"L’Ater mette in vendita parte del proprio patrimonio da destinare agli attuali inquilini. Un patrimonio di 4.200 alloggi da vendere in quattro anni, compresi 46 immobili commerciali e 6 terreni già in gara. Al netto di possibili truffe, già avvenute in passato, l’azienda metterà in vendita il patrimonio a un prezzo sensibilmente inferiore a quello di mercato, in particolare nel primo e secondo municipio, dove i valori medi di mercato sono tra i più alti della città. Se contestualizziamo il processo di alienazione nella regione Lazio, e in particolare a Roma, dove l’emergenza abitativa è forte, riteniamo che tale operazione debba avere i connotati della massima informazione e trasparenza". Così in una nota congiunta Cgil e Sunia di Roma e Lazio.

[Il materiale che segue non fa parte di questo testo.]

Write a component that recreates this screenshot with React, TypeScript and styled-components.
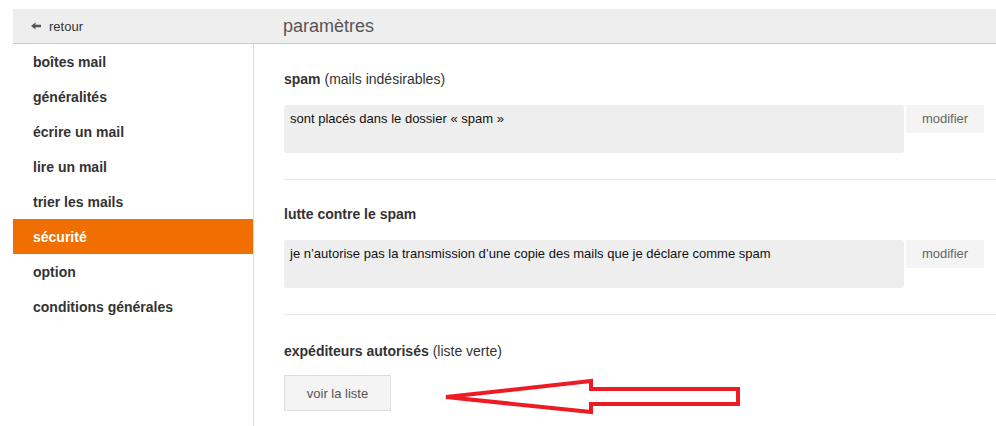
import styled, { createGlobalStyle } from "styled-components";

const GlobalStyle = createGlobalStyle`
  html, body {
    margin: 0;
    padding: 0;
    background: #fff;
    font-family: "Liberation Sans", Arial, sans-serif;
    color: #333;
  }
`;

const Page = styled.div`
  position: relative;
  padding: 9px 0 0 13px;
  height: 426px;
  box-sizing: border-box;
  overflow: hidden;
`;

const Header = styled.div`
  display: grid;
  grid-template-columns: 240px 1fr;
  height: 34px;
  background: #eeeeee;
  border-bottom: 1px solid #cccccc;
`;

const BackLink = styled.a`
  display: flex;
  align-items: center;
  gap: 8px;
  padding-left: 18px;
  font-size: 13px;
  color: #333;
  text-decoration: none;
  cursor: pointer;
`;

const PageTitle = styled.h1`
  margin: 0;
  padding-left: 30px;
  display: flex;
  align-items: center;
  font-size: 18px;
  font-weight: normal;
  color: #555;
`;

const Body = styled.div`
  display: grid;
  grid-template-columns: 241px 1fr;
  min-height: 382px;
`;

const Sidebar = styled.nav`
  border-right: 1px solid #dddddd;
`;

const MenuItem = styled.div<{ $active?: boolean }>`
  height: 35px;
  display: flex;
  align-items: center;
  padding-left: 20px;
  font-size: 14px;
  font-weight: bold;
  color: ${(p) => (p.$active ? "#fff" : "#333")};
  background: ${(p) => (p.$active ? "#f16e00" : "transparent")};
`;

const Content = styled.main`
  padding-left: 30px;
`;

const Section = styled.section<{ $top: number; $last?: boolean }>`
  padding: ${(p) => p.$top}px 12px 26px 0;
  border-bottom: ${(p) => (p.$last ? "none" : "1px solid #e6e6e6")};
`;

const SectionTitle = styled.h2`
  margin: 0 0 16px;
  font-size: 14px;
  line-height: 20px;
  font-weight: bold;
  color: #333;

  span {
    font-weight: normal;
  }
`;

const Row = styled.div`
  display: flex;
  align-items: flex-start;
  gap: 2px;
`;

const ValueBox = styled.div`
  flex: 1;
  height: 48px;
  box-sizing: border-box;
  padding: 6px;
  background: #eeeeee;
  border-radius: 3px;
  font-size: 13px;
  line-height: 16px;
  color: #111;
`;

const ModifyButton = styled.button`
  width: 78px;
  height: 28px;
  padding: 0 0 2px;
  border: none;
  background: #f4f4f4;
  font-family: inherit;
  font-size: 13px;
  color: #666;
  cursor: pointer;
`;

const ListButton = styled.button`
  width: 107px;
  height: 36px;
  margin-top: -2px;
  border: 1px solid #dddddd;
  background: #f4f4f4;
  font-family: inherit;
  font-size: 13px;
  color: #555;
  cursor: pointer;
`;

const Annotation = styled.svg`
  position: absolute;
  left: 440px;
  top: 375px;
  pointer-events: none;
`;

const menu = [
  "boîtes mail",
  "généralités",
  "écrire un mail",
  "lire un mail",
  "trier les mails",
  "sécurité",
  "option",
  "conditions générales",
];

function BackArrow() {
  return (
    <svg width="10" height="8" viewBox="0 0 10 8">
      <path d="M0 4 L4.5 0.5 L4.5 2.8 L10 2.8 L10 5.2 L4.5 5.2 L4.5 7.5 Z" fill="#555" />
    </svg>
  );
}

export default function App() {
  return (
    <>
      <GlobalStyle />
      <Page>
        <Header>
          <BackLink>
            <BackArrow />
            retour
          </BackLink>
          <PageTitle>paramètres</PageTitle>
        </Header>
        <Body>
          <Sidebar>
            {menu.map((item) => (
              <MenuItem key={item} $active={item === "sécurité"}>
                {item}
              </MenuItem>
            ))}
          </Sidebar>
          <Content>
            <Section $top={25}>
              <SectionTitle>
                spam <span>(mails indésirables)</span>
              </SectionTitle>
              <Row>
                <ValueBox>sont placés dans le dossier « spam »</ValueBox>
                <ModifyButton>modifier</ModifyButton>
              </Row>
            </Section>
            <Section $top={24}>
              <SectionTitle>lutte contre le spam</SectionTitle>
              <Row>
                <ValueBox>
                  je n’autorise pas la transmission d’une copie des mails que je déclare comme spam
                </ValueBox>
                <ModifyButton>modifier</ModifyButton>
              </Row>
            </Section>
            <Section $top={26} $last>
              <SectionTitle>
                expéditeurs autorisés <span>(liste verte)</span>
              </SectionTitle>
              <ListButton>voir la liste</ListButton>
            </Section>
          </Content>
        </Body>
        <Annotation width="306" height="46" viewBox="0 0 306 46">
          <polygon
            points="6,22 151,6 151,14 298,14 298,29 151,29 151,37"
            fill="none"
            stroke="#ed1c24"
            strokeWidth="4"
            strokeLinejoin="miter"
          />
        </Annotation>
      </Page>
    </>
  );
}
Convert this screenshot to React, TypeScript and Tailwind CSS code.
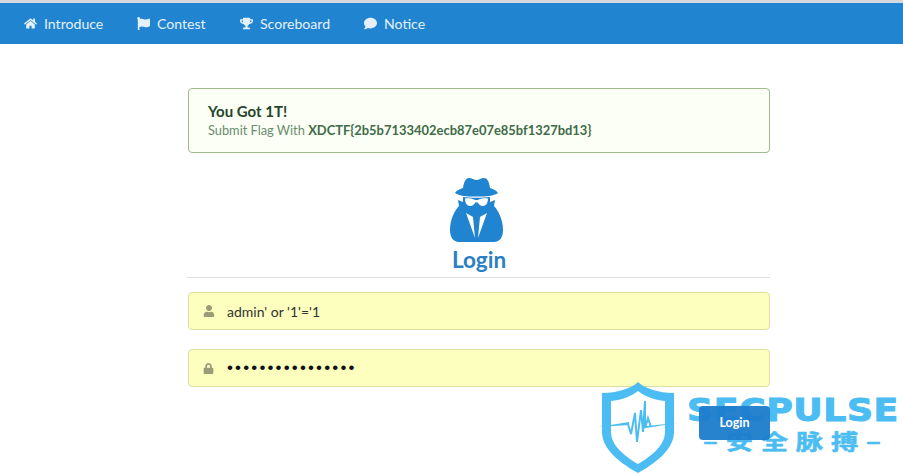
import React from "react";
import { FaComment, FaFlag, FaHome, FaLock, FaTrophy, FaUser } from "react-icons/fa";

const links = [
  { id: 1, label: "Introduce", icon: FaHome, width: "w-[113px]" },
  { id: 2, label: "Contest", icon: FaFlag, width: "w-[103px]" },
  { id: 3, label: "Scoreboard", icon: FaTrophy, width: "w-[124px]" },
  { id: 4, label: "Notice", icon: FaComment, width: "w-[90px]" },
];

const SpyIcon = () => (
  <svg viewBox="0 0 53 64" className="w-[53px] h-[64px]" fill="#2184d0">
    {/* hat */}
    <path d="M13 10 C14 3 16 0 19 0 C22 0 24 2 26.500 2 C29 2 31 0 34 0 C37 0 39 3 40 10 C44 11 47 13 48 15 C44 18 36 18.500 26.500 18.500 C17 18.500 9 18 5 15 C6 13 9 11 13 10 Z" />
    {/* coat */}
    <path d="M8 22 L13 24 L13 19 C20 20 33 20 40 19 L40 24 L45 22 L44 28 C48 32 53 41 53 52 C53 59 50 64 44 64 L9 64 C3 64 0 59 0 52 C0 41 5 32 9 28 Z" />
    {/* glasses */}
    <path d="M15 20.500 C19 20 23 20.500 25 22 L28 22 C30 20.500 34 20 38 20.500 C38 25 36 28 33 28 C30 28 28.500 26 27.800 24.500 L25.200 24.500 C24.500 26 23 28 20 28 C17 28 15 25 15 20.500 Z" fill="#ffffff" />
    {/* lapels */}
    <path d="M16 35 L23 39 L25 60 Z M37 35 L30 39 L28 60 Z" fill="#ffffff" />
  </svg>
);

const Watermark = () => (
  <div className="absolute left-[598px] top-[380px] w-[305px] h-[94px] pointer-events-none">
    <svg viewBox="0 0 84 94" className="w-[84px] h-[94px]">
      <path
        fillRule="evenodd"
        fill="#4cbdf2"
        d="M40 2 C46 8 60 13 76 13 L76 52 C76 70 56 84 40 93 C24 84 4 70 4 52 L4 13 C20 13 34 8 40 2 Z M40 11 C34 16 24 20 13 21 L13 52 C13 66 28 77 40 84 C52 77 67 66 67 52 L67 21 C56 20 46 16 40 11 Z"
      />
      <path d="M0 47 L31 42 L31 45 Z M48 46 L79 43 L48 48 Z" fill="#4cbdf2" />
      <path d="M30 44 L33 54 L37 33 L39 62 L43 30 L45 52 L47 21 L47 48 L50 38 L53 47" fill="none" stroke="#4cbdf2" strokeWidth="2" />
    </svg>
    <span className="absolute left-[89px] top-[13px] origin-left scale-x-[1.15] font-['DejaVu_Sans',sans-serif] font-bold text-[31.5px] leading-[34px] tracking-[0.5px] text-[#4cbdf2] [-webkit-text-stroke:1px_#4cbdf2] whitespace-nowrap">
      SECPULSE
    </span>
    <span className="absolute left-[105px] top-[45px] origin-left scale-x-[1.3] font-['Noto_Sans_CJK_SC',sans-serif] font-bold text-[21px] leading-[30px] tracking-[6px] text-[#4cbdf2] [-webkit-text-stroke:0.5px_#4cbdf2] whitespace-nowrap">
      –安全脉搏–
    </span>
  </div>
);

export default function App() {
  return (
    <div className="relative h-[474px] overflow-hidden bg-white font-['Lato',sans-serif]">
      <div className="h-[3px] bg-[#d5d8dc]" />
      <nav className="h-[41px] bg-[#2184d0] flex items-center pl-[24px]">
        {links.map((link) => (
          <a key={link.id} href="#" className={`${link.width} flex items-center gap-[7px] text-[14.1px] text-[#e4f0fa]`}>
            <link.icon size={13} />
            {link.label}
          </a>
        ))}
      </nav>

      <main className="w-[582px] ml-[188px] pt-[44px]">
        <div className="h-[65px] border border-[#9dbd8e] rounded-[4px] bg-[#fbfff5] pl-[19px] pt-[13px]">
          <h4 className="text-[15px] leading-[18px] font-bold text-[#24452a]">You Got 1T!</h4>
          <p className="text-[12.8px] leading-[20px] text-[#6a8d70]">
            Submit Flag With <b className="text-[12.95px] text-[#3f6b48]">XDCTF{"{"}2b5b7133402ecb87e07e85bf1327bd13{"}"}</b>
          </p>
        </div>

        <div className="mt-[25px] flex flex-col items-center">
          <div className="ml-[-5px]"><SpyIcon /></div>
          <h2 className="mt-[1px] text-[22.5px] leading-[34px] font-bold text-[#2b7fc3]">Login</h2>
        </div>
        <hr className="ml-[-1px] border-[#dcdde0]" />

        <div className="mt-[14px] h-[38px] border border-[#dcdfa0] rounded-[4px] bg-[#fcffbd] flex items-center">
          <FaUser size={12} className="ml-[14px] text-[#9a9c78]" />
          <span className="ml-[12px] text-[14px] text-[#333333]">admin' or '1'='1</span>
        </div>
        <div className="mt-[19px] h-[38px] border border-[#dcdfa0] rounded-[4px] bg-[#fcffbd] flex items-center">
          <FaLock size={11} className="ml-[14px] text-[#9a9c78]" />
          <span className="ml-[13px] text-[17px] tracking-[2.15px] text-[#111111] font-['Liberation_Sans',sans-serif]">••••••••••••••••</span>
        </div>

        <div className="mt-[19px] flex justify-end">
          <button className="relative z-10 w-[71px] h-[34px] rounded-[4px] bg-[#1c7ccc]/95 text-[12.5px] font-bold text-white">Login</button>
        </div>
      </main>

      <Watermark />
    </div>
  );
}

"Le procedure di vendita e i criteri di recupero degli alloggi Erp sono definiti dalla legge 80/2014 (piano casa), che prevede che la dismissione favorisca gli alloggi situati nei condomini misti pubblico/privati, che riguardi quegli alloggi i cui oneri di manutenzione e/o ristrutturazione siano dichiarati insostenibili dall’ente proprietario e che le risorse derivanti dalla cessione restino nella disponibilità dell’ente, per un programma straordinario di recupero e razionalizzazione del patrimonio e/o di acquisto e realizzazione di nuovi alloggi", continuano le due sigle.
"Condizioni che sembrano confliggere, se messe in relazione con il pignoramento dei conti correnti fatto da Equitalia nei confronti dell’Ater, per un totale di 370 milioni, a causa di mancati pagamenti delle imposte sugli immobili accumulati nei confronti del Comune (che forse un’attenta gestione avrebbe potuto evitare, costituendo un fondo imposte a fronte di un contenzioso dagli esiti incerti). Alcuni dati, ricavati dal bilancio sociale 2014-2015 dell’azienda, sono indicativi delle criticità presenti: un canone medio di 123 euro, a fronte di un canone di un mercato medio di 595 euro e di circa 5,700 occupanti senza titolo. Considerando, dunque, lo stato di profondo dissesto delle finanze dell’azienda, non è sostenibile la vendita ai prezzi ipotizzati", concludono i sindacati.